People who received mRNA vaccines against SARS-CoV-2 after a COVID-19 infection produced a large number of protective CD8 T cells, researchers at the University of Washington School of Medicine in Seattle have found.
Their work was published last week in Nature Immunology.
The finding may explain why people who have acquired immunity against the virus from both natural infection and vaccination—so-called hybrid immunity—are better able to resist reinfection than are those who have acquired their immunity from either infection or vaccination alone, said David Koelle, a professor of medicine, Division of Allergy and Infectious Diseases, at the UW School of Medicine, who led the research team.
“We found that receiving the standard initial mRNA vaccine two-dose series after having been infected not only boosts memory immune cells acquired during the original infection, but also elicits the production of a diverse population of new cells as well,” said Koelle.
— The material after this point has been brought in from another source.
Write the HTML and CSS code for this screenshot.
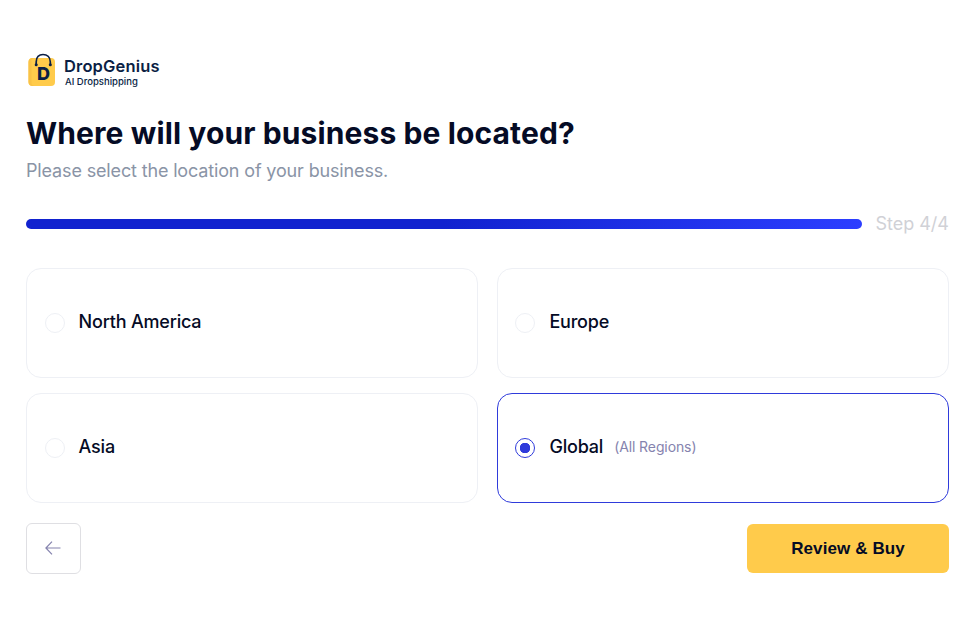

This diversity could help protect against new variants of the virus that may emerge after the first infection, he added.
There has been a lot of debate about whether vaccines, prior infection, or both confer the best protection against COVID 19.
In this study, the researchers followed 53 people who had become infected with SARS-CoV-2 early in the pandemic before vaccines became available. The scientists collected blood samples as the patients recovered from their infections and then after they received the first two mRNA vaccines and then a follow-up booster.
This team focused on T cells, and, in particular, CD8 T cells. These play an essential role by directly limiting viral replication and bind to portions of foreign proteins. When this happens, the cells begin to proliferate, generating an army of clones that target and destroy infected cells. In the case of SARS-CoV-2 mRNA vaccines, T cells bind to portions of the spike protein that the virus uses to latch onto and invade cells.
The sequences of the T cell receptors vary so it is possible to identify different clone populations by sequencing their receptor genes. Koelle and his colleagues were able to do this with the help of the Seattle-based biotech company Adaptive Biotechnologies, which donated its sequencing services for the project.
Using these sequences as a kind of barcode for each CD8 T cell clone, the researchers were able to determine that, as expected, the number of CD8 T cells that had been generated in response to the initial infection fell as immunity waned.
With vaccination, however, the number of CD8 T cells targeting spike protein jumped. This was in part due to the activation of clones descended from the CD8 T cells generated by the initial infection.
“This indicates that receiving an mRNA vaccine after infection not only boosts the numbers of the memory immune cells acquired during the original infection, but also elicits the production of a diverse population of new clones as well,” Koelle said.
The fact that CD8 cells numbers and diversity jumped after the mRNA vaccination is important for vaccine development because CD8 cells do not respond to many currently available types of vaccines, according to Koelle.
“Researchers in the vaccine field have been looking for ways to elicit potent CD8 T cell response for many years,” he said. “Currently, only live virus vaccines, such as measles, mumps and rubella and the oral polio vaccines, have been able to do that. But they, being live, raise safety concerns and are expensive to make. Now, we have documented that these mRNA vaccines, which are relatively cheap and are flexible, are good CD8 boosters.”
Koelle told Inside Precision Medicine, “If you have had COVID-19, you should get vaccinated anyway. The CD8 T cell response is largely cross-reactive and therefore cross-protective against variant strains of SARS-CoV-2, while in contrast, the antibody responses that one gets after COVID-19 infection is largely strain-specific and does not provide very good protection against re-infection.”